Instructions for the task >> Can you print the data exactly and leave out each image?

Data entries >>
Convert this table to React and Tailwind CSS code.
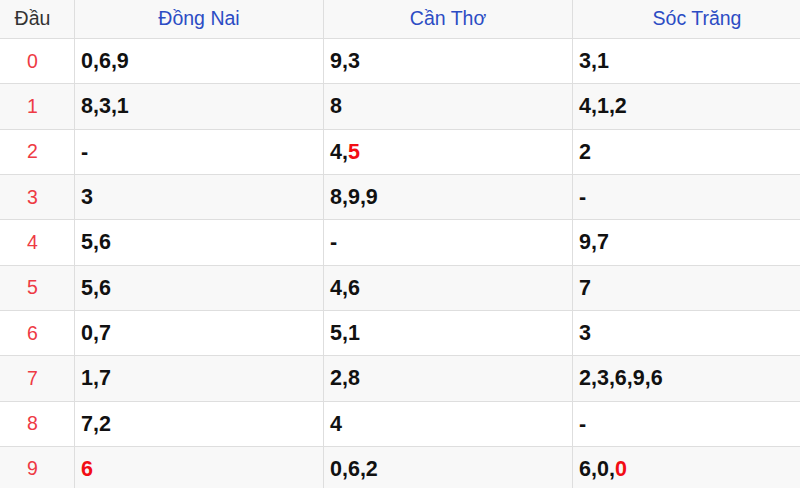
const stations = ["Đồng Nai", "Cần Thơ", "Sóc Trăng"];

// each value: array of [digit, isRed]
const rows = [
  [[["0,6,9"]], [["9,3"]], [["3,1"]]],
  [[["8,3,1"]], [["8"]], [["4,1,2"]]],
  [[["-"]], [["4,"], ["5", true]], [["2"]]],
  [[["3"]], [["8,9,9"]], [["-"]]],
  [[["5,6"]], [["-"]], [["9,7"]]],
  [[["5,6"]], [["4,6"]], [["7"]]],
  [[["0,7"]], [["5,1"]], [["3"]]],
  [[["1,7"]], [["2,8"]], [["2,3,6,9,6"]]],
  [[["7,2"]], [["4"]], [["-"]]],
  [[["6", true]], [["0,6,2"]], [["6,0,"], ["0", true]]],
];

export default function App() {
  return (
    <div className="w-[800px] h-[488px] overflow-hidden bg-white font-['Liberation_Sans',Arial,sans-serif]">
      <div className="grid w-[822px] grid-cols-[75px_249px_249px_249px]">
        <div className="h-[39px] flex items-center justify-center pr-[9px] bg-[#f8f8f8] border-b border-r border-[#dedede] text-[19.5px] text-[#333]">
          Đầu
        </div>
        {stations.map((s) => (
          <div
            key={s}
            className="h-[39px] flex items-center justify-center bg-[#f8f8f8] border-b border-r border-[#dedede] text-[19.5px] text-[#2c4cc4]"
          >
            {s}
          </div>
        ))}

        {rows.map((row, i) => {
          const bg = i % 2 === 1 ? "bg-[#f8f8f8]" : "bg-white";
          return [
            <div
              key={`d${i}`}
              className={`h-[45.33px] flex items-center justify-center pr-[9px] border-b border-r border-[#dedede] text-[19.5px] text-[#ee3a44] ${bg}`}
            >
              {i}
            </div>,
            ...row.map((cell, j) => (
              <div
                key={`c${i}-${j}`}
                className={`h-[45.33px] flex items-center pl-[6px] border-b border-r border-[#dedede] text-[21.5px] font-bold text-[#111] ${bg}`}
              >
                {cell.map(([t, red], k) => (
                  <span key={k} className={red ? "text-[#f20d14]" : ""}>
                    {t}
                  </span>
                ))}
              </div>
            )),
          ];
        })}
      </div>
    </div>
  );
}
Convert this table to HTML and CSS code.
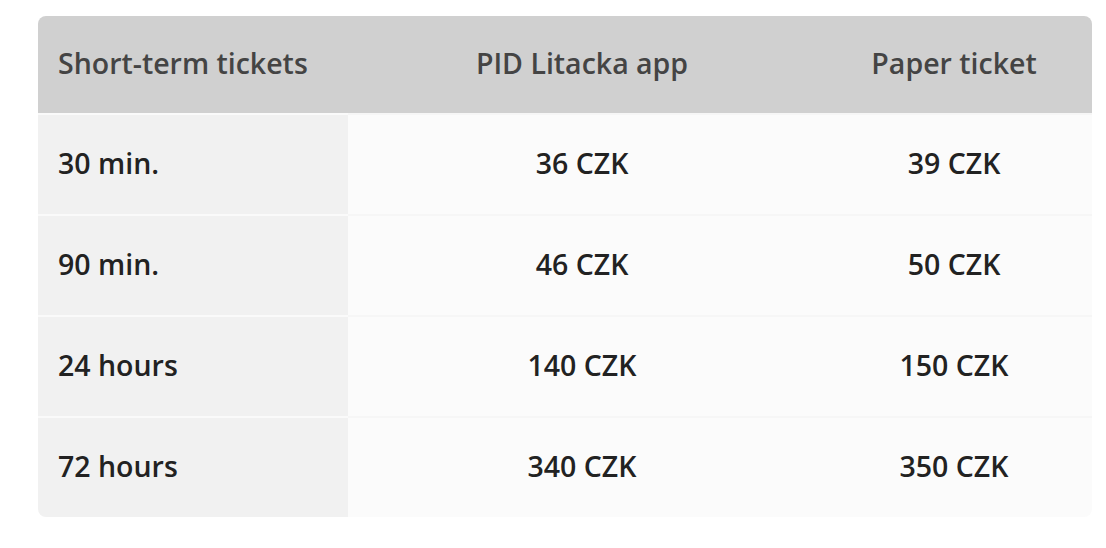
FILE: index.html
```html
<!DOCTYPE html>
<html lang="en">
<head>
<meta charset="utf-8">
<title>Short-term tickets</title>
<link rel="stylesheet" href="styles.css">
</head>
<body>
<div class="wrap">
  <table class="prices">
    <colgroup>
      <col class="c1"><col class="c2"><col class="c3">
    </colgroup>
    <thead>
      <tr><th class="label">Short-term tickets</th><th>PID Litacka app</th><th>Paper ticket</th></tr>
    </thead>
    <tbody>
      <tr><td class="label">30 min.</td><td>36 CZK</td><td>39 CZK</td></tr>
      <tr><td class="label">90 min.</td><td>46 CZK</td><td>50 CZK</td></tr>
      <tr><td class="label">24 hours</td><td>140 CZK</td><td>150 CZK</td></tr>
      <tr><td class="label">72 hours</td><td>340 CZK</td><td>350 CZK</td></tr>
    </tbody>
  </table>
</div>
</body>
</html>
```

FILE: styles.css
```css
html, body {
  margin: 0;
  padding: 0;
  background: #ffffff;
}
.wrap {
  padding: 16px 14px 0 38px;
}
.prices {
  width: 1054px;
  border-collapse: separate;
  border-spacing: 0;
  table-layout: fixed;
  font-family: "Open Sans", "Noto Sans", sans-serif;
  font-weight: 600;
  font-size: 28.5px;
  border-radius: 8px;
  overflow: hidden;
}
.c1 { width: 310px; }
.c2 { width: 468px; }
.c3 { width: 276px; }
.prices th {
  background: #d0d0d0;
  color: #444444;
  height: 94px;
  padding: 0 0 3px 0;
  text-align: center;
  font-weight: 600;
  vertical-align: middle;
}
.prices td {
  background: #fbfbfb;
  color: #222222;
  height: 96px;
  padding: 0 0 3px 0;
  text-align: center;
  vertical-align: middle;
  border-top: 2px solid #f6f6f6;
}
.prices td.label {
  background: #f1f1f1;
  border-top-color: #fafafa;
}
.prices .label {
  text-align: left;
  padding-left: 20px;
}
```
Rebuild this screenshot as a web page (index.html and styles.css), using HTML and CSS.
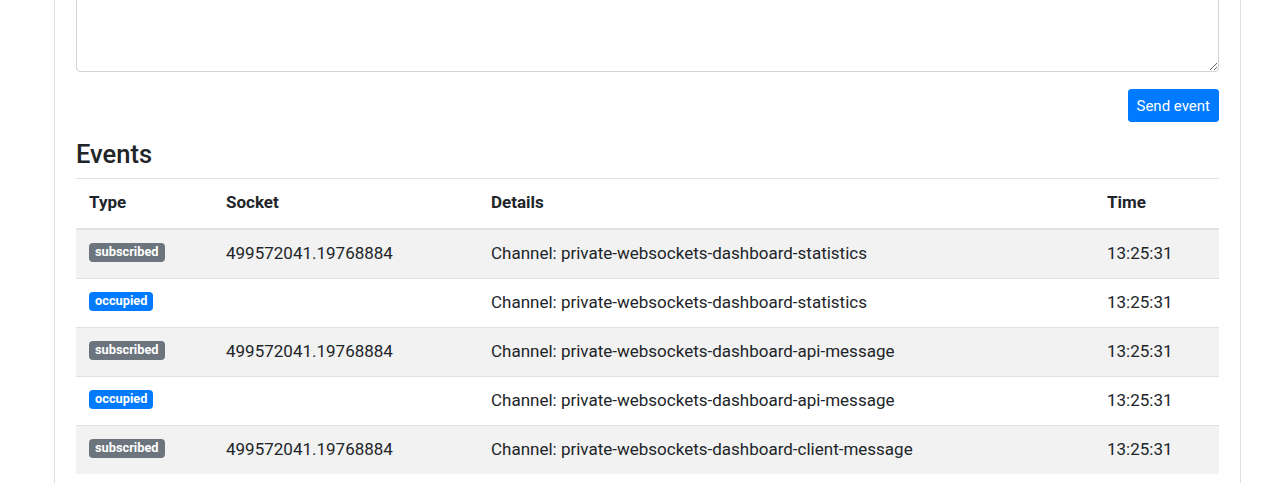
FILE: index.html
```html
<!DOCTYPE html>
<html>
<head>
<meta charset="utf-8">
<link rel="stylesheet" href="styles.css">
</head>
<body>
<div class="page">
  <div class="card">
    <textarea class="event-data"></textarea>
    <div class="actions">
      <button class="btn-send">Send event</button>
    </div>
    <h4 class="title">Events</h4>
    <table class="events">
      <colgroup>
        <col class="c-type"><col class="c-socket"><col class="c-details"><col class="c-time">
      </colgroup>
      <thead>
        <tr><th>Type</th><th>Socket</th><th>Details</th><th>Time</th></tr>
      </thead>
      <tbody>
        <tr><td><span class="badge badge-sub">subscribed</span></td><td>499572041.19768884</td><td>Channel: private-websockets-dashboard-statistics</td><td>13:25:31</td></tr>
        <tr><td><span class="badge badge-occ">occupied</span></td><td></td><td>Channel: private-websockets-dashboard-statistics</td><td>13:25:31</td></tr>
        <tr><td><span class="badge badge-sub">subscribed</span></td><td>499572041.19768884</td><td>Channel: private-websockets-dashboard-api-message</td><td>13:25:31</td></tr>
        <tr><td><span class="badge badge-occ">occupied</span></td><td></td><td>Channel: private-websockets-dashboard-api-message</td><td>13:25:31</td></tr>
        <tr><td><span class="badge badge-sub">subscribed</span></td><td>499572041.19768884</td><td>Channel: private-websockets-dashboard-client-message</td><td>13:25:31</td></tr>
      </tbody>
    </table>
  </div>
</div>
</body>
</html>
```
FILE: styles.css
```css
* { box-sizing: border-box; }
html, body { margin: 0; padding: 0; background: #fff; overflow: hidden; }
body {
  font-family: Roboto, "Liberation Sans", sans-serif;
  font-size: 17px;
  line-height: 24px;
  color: #212529;
}
.page {
  padding: 0 39px 0 54px;
}
.card {
  margin-top: -50px;
  border: 1px solid #dfdfdf;
  border-radius: 4px;
  padding: 21px;
  height: 700px;
}
.event-data {
  display: block;
  width: 100%;
  height: 100px;
  border: 1px solid #ced4da;
  border-radius: 4px;
  margin: 0 0 17px 0;
  padding: 6px 12px;
  font-family: inherit;
  font-size: 16px;
  resize: vertical;
}
.actions {
  display: flex;
  justify-content: flex-end;
}
.btn-send {
  font-family: inherit;
  font-size: 15px;
  line-height: 22px;
  padding: 4px 8px;
  height: 33px;
  color: #fff;
  background: #007bff;
  border: 1px solid #007bff;
  border-radius: 3px;
}
.title {
  margin: 18px 0 9px 0;
  font-size: 25.5px;
  font-weight: 500;
  line-height: 29px;
}
.events {
  width: 100%;
  border-collapse: collapse;
  table-layout: fixed;
}
.c-type { width: 137px; }
.c-socket { width: 265px; }
.c-details { width: 616px; }
.c-time { width: 125px; }
.events th, .events td {
  padding: 11px 12px 13px 13px;
  text-align: left;
  vertical-align: top;
  border-top: 1px solid #dee2e6;
  white-space: nowrap;
}
.events th { font-weight: 700; padding-bottom: 14px; }
.events thead th {
  border-bottom: 2px solid #dee2e6;
}
.events tbody tr:nth-child(odd) { background: #f2f2f2; }
.badge {
  display: inline-block;
  padding: 3px 6px;
  font-size: 12.8px;
  font-weight: 700;
  line-height: 1;
  color: #fff;
  border-radius: 4px;
  vertical-align: 3px;
}
.badge-sub { background: #6c757d; }
.badge-occ { background: #007bff; }
```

Solution to the problem >>
Convert this table to React and Tailwind CSS code.
const stations = ["Đồng Nai", "Cần Thơ", "Sóc Trăng"];

// each value: array of [digit, isRed]
const rows = [
  [[["0,6,9"]], [["9,3"]], [["3,1"]]],
  [[["8,3,1"]], [["8"]], [["4,1,2"]]],
  [[["-"]], [["4,"], ["5", true]], [["2"]]],
  [[["3"]], [["8,9,9"]], [["-"]]],
  [[["5,6"]], [["-"]], [["9,7"]]],
  [[["5,6"]], [["4,6"]], [["7"]]],
  [[["0,7"]], [["5,1"]], [["3"]]],
  [[["1,7"]], [["2,8"]], [["2,3,6,9,6"]]],
  [[["7,2"]], [["4"]], [["-"]]],
  [[["6", true]], [["0,6,2"]], [["6,0,"], ["0", true]]],
];

export default function App() {
  return (
    <div className="w-[800px] h-[488px] overflow-hidden bg-white font-['Liberation_Sans',Arial,sans-serif]">
      <div className="grid w-[822px] grid-cols-[75px_249px_249px_249px]">
        <div className="h-[39px] flex items-center justify-center pr-[9px] bg-[#f8f8f8] border-b border-r border-[#dedede] text-[19.5px] text-[#333]">
          Đầu
        </div>
        {stations.map((s) => (
          <div
            key={s}
            className="h-[39px] flex items-center justify-center bg-[#f8f8f8] border-b border-r border-[#dedede] text-[19.5px] text-[#2c4cc4]"
          >
            {s}
          </div>
        ))}

        {rows.map((row, i) => {
          const bg = i % 2 === 1 ? "bg-[#f8f8f8]" : "bg-white";
          return [
            <div
              key={`d${i}`}
              className={`h-[45.33px] flex items-center justify-center pr-[9px] border-b border-r border-[#dedede] text-[19.5px] text-[#ee3a44] ${bg}`}
            >
              {i}
            </div>,
            ...row.map((cell, j) => (
              <div
                key={`c${i}-${j}`}
                className={`h-[45.33px] flex items-center pl-[6px] border-b border-r border-[#dedede] text-[21.5px] font-bold text-[#111] ${bg}`}
              >
                {cell.map(([t, red], k) => (
                  <span key={k} className={red ? "text-[#f20d14]" : ""}>
                    {t}
                  </span>
                ))}
              </div>
            )),
          ];
        })}
      </div>
    </div>
  );
}
Convert this table to HTML and CSS code.
FILE: index.html
```html
<!DOCTYPE html>
<html lang="en">
<head>
<meta charset="utf-8">
<title>Short-term tickets</title>
<link rel="stylesheet" href="styles.css">
</head>
<body>
<div class="wrap">
  <table class="prices">
    <colgroup>
      <col class="c1"><col class="c2"><col class="c3">
    </colgroup>
    <thead>
      <tr><th class="label">Short-term tickets</th><th>PID Litacka app</th><th>Paper ticket</th></tr>
    </thead>
    <tbody>
      <tr><td class="label">30 min.</td><td>36 CZK</td><td>39 CZK</td></tr>
      <tr><td class="label">90 min.</td><td>46 CZK</td><td>50 CZK</td></tr>
      <tr><td class="label">24 hours</td><td>140 CZK</td><td>150 CZK</td></tr>
      <tr><td class="label">72 hours</td><td>340 CZK</td><td>350 CZK</td></tr>
    </tbody>
  </table>
</div>
</body>
</html>
```

FILE: styles.css
```css
html, body {
  margin: 0;
  padding: 0;
  background: #ffffff;
}
.wrap {
  padding: 16px 14px 0 38px;
}
.prices {
  width: 1054px;
  border-collapse: separate;
  border-spacing: 0;
  table-layout: fixed;
  font-family: "Open Sans", "Noto Sans", sans-serif;
  font-weight: 600;
  font-size: 28.5px;
  border-radius: 8px;
  overflow: hidden;
}
.c1 { width: 310px; }
.c2 { width: 468px; }
.c3 { width: 276px; }
.prices th {
  background: #d0d0d0;
  color: #444444;
  height: 94px;
  padding: 0 0 3px 0;
  text-align: center;
  font-weight: 600;
  vertical-align: middle;
}
.prices td {
  background: #fbfbfb;
  color: #222222;
  height: 96px;
  padding: 0 0 3px 0;
  text-align: center;
  vertical-align: middle;
  border-top: 2px solid #f6f6f6;
}
.prices td.label {
  background: #f1f1f1;
  border-top-color: #fafafa;
}
.prices .label {
  text-align: left;
  padding-left: 20px;
}
```
Rebuild this screenshot as a web page (index.html and styles.css), using HTML and CSS.
FILE: index.html
```html
<!DOCTYPE html>
<html>
<head>
<meta charset="utf-8">
<link rel="stylesheet" href="styles.css">
</head>
<body>
<div class="page">
  <div class="card">
    <textarea class="event-data"></textarea>
    <div class="actions">
      <button class="btn-send">Send event</button>
    </div>
    <h4 class="title">Events</h4>
    <table class="events">
      <colgroup>
        <col class="c-type"><col class="c-socket"><col class="c-details"><col class="c-time">
      </colgroup>
      <thead>
        <tr><th>Type</th><th>Socket</th><th>Details</th><th>Time</th></tr>
      </thead>
      <tbody>
        <tr><td><span class="badge badge-sub">subscribed</span></td><td>499572041.19768884</td><td>Channel: private-websockets-dashboard-statistics</td><td>13:25:31</td></tr>
        <tr><td><span class="badge badge-occ">occupied</span></td><td></td><td>Channel: private-websockets-dashboard-statistics</td><td>13:25:31</td></tr>
        <tr><td><span class="badge badge-sub">subscribed</span></td><td>499572041.19768884</td><td>Channel: private-websockets-dashboard-api-message</td><td>13:25:31</td></tr>
        <tr><td><span class="badge badge-occ">occupied</span></td><td></td><td>Channel: private-websockets-dashboard-api-message</td><td>13:25:31</td></tr>
        <tr><td><span class="badge badge-sub">subscribed</span></td><td>499572041.19768884</td><td>Channel: private-websockets-dashboard-client-message</td><td>13:25:31</td></tr>
      </tbody>
    </table>
  </div>
</div>
</body>
</html>
```
FILE: styles.css
```css
* { box-sizing: border-box; }
html, body { margin: 0; padding: 0; background: #fff; overflow: hidden; }
body {
  font-family: Roboto, "Liberation Sans", sans-serif;
  font-size: 17px;
  line-height: 24px;
  color: #212529;
}
.page {
  padding: 0 39px 0 54px;
}
.card {
  margin-top: -50px;
  border: 1px solid #dfdfdf;
  border-radius: 4px;
  padding: 21px;
  height: 700px;
}
.event-data {
  display: block;
  width: 100%;
  height: 100px;
  border: 1px solid #ced4da;
  border-radius: 4px;
  margin: 0 0 17px 0;
  padding: 6px 12px;
  font-family: inherit;
  font-size: 16px;
  resize: vertical;
}
.actions {
  display: flex;
  justify-content: flex-end;
}
.btn-send {
  font-family: inherit;
  font-size: 15px;
  line-height: 22px;
  padding: 4px 8px;
  height: 33px;
  color: #fff;
  background: #007bff;
  border: 1px solid #007bff;
  border-radius: 3px;
}
.title {
  margin: 18px 0 9px 0;
  font-size: 25.5px;
  font-weight: 500;
  line-height: 29px;
}
.events {
  width: 100%;
  border-collapse: collapse;
  table-layout: fixed;
}
.c-type { width: 137px; }
.c-socket { width: 265px; }
.c-details { width: 616px; }
.c-time { width: 125px; }
.events th, .events td {
  padding: 11px 12px 13px 13px;
  text-align: left;
  vertical-align: top;
  border-top: 1px solid #dee2e6;
  white-space: nowrap;
}
.events th { font-weight: 700; padding-bottom: 14px; }
.events thead th {
  border-bottom: 2px solid #dee2e6;
}
.events tbody tr:nth-child(odd) { background: #f2f2f2; }
.badge {
  display: inline-block;
  padding: 3px 6px;
  font-size: 12.8px;
  font-weight: 700;
  line-height: 1;
  color: #fff;
  border-radius: 4px;
  vertical-align: 3px;
}
.badge-sub { background: #6c757d; }
.badge-occ { background: #007bff; }
```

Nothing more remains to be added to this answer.